Your task
Please output the lines shown below exactly as they appear.

Available data
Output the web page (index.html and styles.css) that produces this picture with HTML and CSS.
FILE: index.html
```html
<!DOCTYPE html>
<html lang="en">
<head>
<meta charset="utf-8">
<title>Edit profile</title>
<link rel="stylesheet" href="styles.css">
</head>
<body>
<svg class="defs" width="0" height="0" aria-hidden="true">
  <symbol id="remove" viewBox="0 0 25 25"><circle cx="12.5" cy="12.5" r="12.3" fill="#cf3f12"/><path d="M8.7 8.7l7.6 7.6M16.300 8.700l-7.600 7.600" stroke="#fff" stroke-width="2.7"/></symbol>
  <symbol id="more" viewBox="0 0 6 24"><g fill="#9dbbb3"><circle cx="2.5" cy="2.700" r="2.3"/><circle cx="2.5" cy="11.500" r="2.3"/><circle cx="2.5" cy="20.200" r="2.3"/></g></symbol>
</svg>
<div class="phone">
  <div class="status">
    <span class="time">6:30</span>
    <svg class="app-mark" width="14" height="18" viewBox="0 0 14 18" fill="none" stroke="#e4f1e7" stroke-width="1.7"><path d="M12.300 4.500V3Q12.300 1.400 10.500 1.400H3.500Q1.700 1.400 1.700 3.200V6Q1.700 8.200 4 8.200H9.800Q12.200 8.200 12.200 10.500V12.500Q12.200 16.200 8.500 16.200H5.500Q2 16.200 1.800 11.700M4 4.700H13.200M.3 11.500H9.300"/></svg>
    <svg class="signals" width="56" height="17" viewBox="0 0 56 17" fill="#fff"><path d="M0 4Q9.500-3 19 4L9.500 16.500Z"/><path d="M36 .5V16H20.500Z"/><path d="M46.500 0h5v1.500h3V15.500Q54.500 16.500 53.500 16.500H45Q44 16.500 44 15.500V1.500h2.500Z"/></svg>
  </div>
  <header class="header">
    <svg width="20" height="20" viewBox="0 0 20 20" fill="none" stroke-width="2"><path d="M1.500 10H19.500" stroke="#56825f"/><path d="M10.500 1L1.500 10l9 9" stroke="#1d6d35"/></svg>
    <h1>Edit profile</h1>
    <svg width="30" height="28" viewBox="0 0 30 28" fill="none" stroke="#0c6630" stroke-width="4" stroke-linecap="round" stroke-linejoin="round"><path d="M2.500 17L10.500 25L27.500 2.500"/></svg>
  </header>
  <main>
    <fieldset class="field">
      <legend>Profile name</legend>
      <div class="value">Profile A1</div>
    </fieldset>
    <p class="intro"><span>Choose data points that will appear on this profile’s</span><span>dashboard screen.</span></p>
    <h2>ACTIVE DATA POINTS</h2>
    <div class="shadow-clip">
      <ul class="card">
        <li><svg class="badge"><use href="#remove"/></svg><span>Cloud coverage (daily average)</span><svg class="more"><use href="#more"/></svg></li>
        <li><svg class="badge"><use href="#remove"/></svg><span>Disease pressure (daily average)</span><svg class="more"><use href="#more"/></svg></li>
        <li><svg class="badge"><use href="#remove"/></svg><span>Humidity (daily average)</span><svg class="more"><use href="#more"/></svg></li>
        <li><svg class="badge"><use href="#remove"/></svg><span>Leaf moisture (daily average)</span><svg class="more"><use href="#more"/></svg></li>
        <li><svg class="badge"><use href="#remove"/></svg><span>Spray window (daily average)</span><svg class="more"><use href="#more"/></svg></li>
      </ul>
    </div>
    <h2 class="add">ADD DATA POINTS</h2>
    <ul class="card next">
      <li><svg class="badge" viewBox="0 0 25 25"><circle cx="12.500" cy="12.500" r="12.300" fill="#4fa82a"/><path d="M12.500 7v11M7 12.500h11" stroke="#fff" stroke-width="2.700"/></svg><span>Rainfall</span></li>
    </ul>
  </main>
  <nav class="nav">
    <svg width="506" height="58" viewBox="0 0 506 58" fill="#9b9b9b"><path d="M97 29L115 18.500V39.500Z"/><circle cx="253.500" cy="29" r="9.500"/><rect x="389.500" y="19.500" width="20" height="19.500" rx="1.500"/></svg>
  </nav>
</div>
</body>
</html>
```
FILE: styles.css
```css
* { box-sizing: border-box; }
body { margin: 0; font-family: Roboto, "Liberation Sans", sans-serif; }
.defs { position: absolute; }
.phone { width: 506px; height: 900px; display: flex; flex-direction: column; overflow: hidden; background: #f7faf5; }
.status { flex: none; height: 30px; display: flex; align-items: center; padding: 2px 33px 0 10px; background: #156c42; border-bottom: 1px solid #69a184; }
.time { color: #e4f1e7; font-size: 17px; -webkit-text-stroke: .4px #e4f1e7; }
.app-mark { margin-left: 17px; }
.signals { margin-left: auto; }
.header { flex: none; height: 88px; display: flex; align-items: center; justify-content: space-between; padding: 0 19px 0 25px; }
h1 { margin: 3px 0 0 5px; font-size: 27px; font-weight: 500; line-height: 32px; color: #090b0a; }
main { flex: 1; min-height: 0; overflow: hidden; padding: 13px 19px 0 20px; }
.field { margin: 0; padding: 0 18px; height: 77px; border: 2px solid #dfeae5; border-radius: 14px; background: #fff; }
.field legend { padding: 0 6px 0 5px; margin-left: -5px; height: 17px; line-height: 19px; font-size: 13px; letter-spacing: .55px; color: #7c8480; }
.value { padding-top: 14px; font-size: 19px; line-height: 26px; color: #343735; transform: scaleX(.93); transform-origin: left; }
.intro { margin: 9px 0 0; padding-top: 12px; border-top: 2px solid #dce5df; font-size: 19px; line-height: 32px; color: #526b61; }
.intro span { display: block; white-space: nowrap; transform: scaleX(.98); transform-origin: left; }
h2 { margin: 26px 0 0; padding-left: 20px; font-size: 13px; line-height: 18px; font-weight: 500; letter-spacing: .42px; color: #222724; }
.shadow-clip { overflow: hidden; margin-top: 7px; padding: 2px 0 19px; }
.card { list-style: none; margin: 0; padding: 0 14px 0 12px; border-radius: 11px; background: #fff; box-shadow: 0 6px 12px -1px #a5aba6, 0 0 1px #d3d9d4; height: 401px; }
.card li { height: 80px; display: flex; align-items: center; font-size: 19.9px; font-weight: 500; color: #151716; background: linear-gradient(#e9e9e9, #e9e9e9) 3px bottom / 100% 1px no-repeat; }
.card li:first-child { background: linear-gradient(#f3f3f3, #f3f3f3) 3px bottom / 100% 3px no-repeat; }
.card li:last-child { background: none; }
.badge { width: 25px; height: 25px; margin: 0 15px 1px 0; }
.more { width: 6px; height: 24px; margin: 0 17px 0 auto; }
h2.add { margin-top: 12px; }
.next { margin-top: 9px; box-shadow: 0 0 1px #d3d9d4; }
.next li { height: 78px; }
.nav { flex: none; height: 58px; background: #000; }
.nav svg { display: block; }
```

The answer
Output the web page (index.html and styles.css) that produces this picture with HTML and CSS.
FILE: index.html
```html
<!DOCTYPE html>
<html lang="en">
<head>
<meta charset="utf-8">
<title>Edit profile</title>
<link rel="stylesheet" href="styles.css">
</head>
<body>
<svg class="defs" width="0" height="0" aria-hidden="true">
  <symbol id="remove" viewBox="0 0 25 25"><circle cx="12.5" cy="12.5" r="12.3" fill="#cf3f12"/><path d="M8.7 8.7l7.6 7.6M16.300 8.700l-7.600 7.600" stroke="#fff" stroke-width="2.7"/></symbol>
  <symbol id="more" viewBox="0 0 6 24"><g fill="#9dbbb3"><circle cx="2.5" cy="2.700" r="2.3"/><circle cx="2.5" cy="11.500" r="2.3"/><circle cx="2.5" cy="20.200" r="2.3"/></g></symbol>
</svg>
<div class="phone">
  <div class="status">
    <span class="time">6:30</span>
    <svg class="app-mark" width="14" height="18" viewBox="0 0 14 18" fill="none" stroke="#e4f1e7" stroke-width="1.7"><path d="M12.300 4.500V3Q12.300 1.400 10.500 1.400H3.500Q1.700 1.400 1.700 3.200V6Q1.700 8.200 4 8.200H9.800Q12.200 8.200 12.200 10.500V12.500Q12.200 16.200 8.500 16.200H5.500Q2 16.200 1.800 11.700M4 4.700H13.200M.3 11.500H9.300"/></svg>
    <svg class="signals" width="56" height="17" viewBox="0 0 56 17" fill="#fff"><path d="M0 4Q9.500-3 19 4L9.500 16.500Z"/><path d="M36 .5V16H20.500Z"/><path d="M46.500 0h5v1.500h3V15.500Q54.500 16.500 53.500 16.500H45Q44 16.500 44 15.500V1.500h2.500Z"/></svg>
  </div>
  <header class="header">
    <svg width="20" height="20" viewBox="0 0 20 20" fill="none" stroke-width="2"><path d="M1.500 10H19.500" stroke="#56825f"/><path d="M10.500 1L1.500 10l9 9" stroke="#1d6d35"/></svg>
    <h1>Edit profile</h1>
    <svg width="30" height="28" viewBox="0 0 30 28" fill="none" stroke="#0c6630" stroke-width="4" stroke-linecap="round" stroke-linejoin="round"><path d="M2.500 17L10.500 25L27.500 2.500"/></svg>
  </header>
  <main>
    <fieldset class="field">
      <legend>Profile name</legend>
      <div class="value">Profile A1</div>
    </fieldset>
    <p class="intro"><span>Choose data points that will appear on this profile’s</span><span>dashboard screen.</span></p>
    <h2>ACTIVE DATA POINTS</h2>
    <div class="shadow-clip">
      <ul class="card">
        <li><svg class="badge"><use href="#remove"/></svg><span>Cloud coverage (daily average)</span><svg class="more"><use href="#more"/></svg></li>
        <li><svg class="badge"><use href="#remove"/></svg><span>Disease pressure (daily average)</span><svg class="more"><use href="#more"/></svg></li>
        <li><svg class="badge"><use href="#remove"/></svg><span>Humidity (daily average)</span><svg class="more"><use href="#more"/></svg></li>
        <li><svg class="badge"><use href="#remove"/></svg><span>Leaf moisture (daily average)</span><svg class="more"><use href="#more"/></svg></li>
        <li><svg class="badge"><use href="#remove"/></svg><span>Spray window (daily average)</span><svg class="more"><use href="#more"/></svg></li>
      </ul>
    </div>
    <h2 class="add">ADD DATA POINTS</h2>
    <ul class="card next">
      <li><svg class="badge" viewBox="0 0 25 25"><circle cx="12.500" cy="12.500" r="12.300" fill="#4fa82a"/><path d="M12.500 7v11M7 12.500h11" stroke="#fff" stroke-width="2.700"/></svg><span>Rainfall</span></li>
    </ul>
  </main>
  <nav class="nav">
    <svg width="506" height="58" viewBox="0 0 506 58" fill="#9b9b9b"><path d="M97 29L115 18.500V39.500Z"/><circle cx="253.500" cy="29" r="9.500"/><rect x="389.500" y="19.500" width="20" height="19.500" rx="1.500"/></svg>
  </nav>
</div>
</body>
</html>
```
FILE: styles.css
```css
* { box-sizing: border-box; }
body { margin: 0; font-family: Roboto, "Liberation Sans", sans-serif; }
.defs { position: absolute; }
.phone { width: 506px; height: 900px; display: flex; flex-direction: column; overflow: hidden; background: #f7faf5; }
.status { flex: none; height: 30px; display: flex; align-items: center; padding: 2px 33px 0 10px; background: #156c42; border-bottom: 1px solid #69a184; }
.time { color: #e4f1e7; font-size: 17px; -webkit-text-stroke: .4px #e4f1e7; }
.app-mark { margin-left: 17px; }
.signals { margin-left: auto; }
.header { flex: none; height: 88px; display: flex; align-items: center; justify-content: space-between; padding: 0 19px 0 25px; }
h1 { margin: 3px 0 0 5px; font-size: 27px; font-weight: 500; line-height: 32px; color: #090b0a; }
main { flex: 1; min-height: 0; overflow: hidden; padding: 13px 19px 0 20px; }
.field { margin: 0; padding: 0 18px; height: 77px; border: 2px solid #dfeae5; border-radius: 14px; background: #fff; }
.field legend { padding: 0 6px 0 5px; margin-left: -5px; height: 17px; line-height: 19px; font-size: 13px; letter-spacing: .55px; color: #7c8480; }
.value { padding-top: 14px; font-size: 19px; line-height: 26px; color: #343735; transform: scaleX(.93); transform-origin: left; }
.intro { margin: 9px 0 0; padding-top: 12px; border-top: 2px solid #dce5df; font-size: 19px; line-height: 32px; color: #526b61; }
.intro span { display: block; white-space: nowrap; transform: scaleX(.98); transform-origin: left; }
h2 { margin: 26px 0 0; padding-left: 20px; font-size: 13px; line-height: 18px; font-weight: 500; letter-spacing: .42px; color: #222724; }
.shadow-clip { overflow: hidden; margin-top: 7px; padding: 2px 0 19px; }
.card { list-style: none; margin: 0; padding: 0 14px 0 12px; border-radius: 11px; background: #fff; box-shadow: 0 6px 12px -1px #a5aba6, 0 0 1px #d3d9d4; height: 401px; }
.card li { height: 80px; display: flex; align-items: center; font-size: 19.9px; font-weight: 500; color: #151716; background: linear-gradient(#e9e9e9, #e9e9e9) 3px bottom / 100% 1px no-repeat; }
.card li:first-child { background: linear-gradient(#f3f3f3, #f3f3f3) 3px bottom / 100% 3px no-repeat; }
.card li:last-child { background: none; }
.badge { width: 25px; height: 25px; margin: 0 15px 1px 0; }
.more { width: 6px; height: 24px; margin: 0 17px 0 auto; }
h2.add { margin-top: 12px; }
.next { margin-top: 9px; box-shadow: 0 0 1px #d3d9d4; }
.next li { height: 78px; }
.nav { flex: none; height: 58px; background: #000; }
.nav svg { display: block; }
```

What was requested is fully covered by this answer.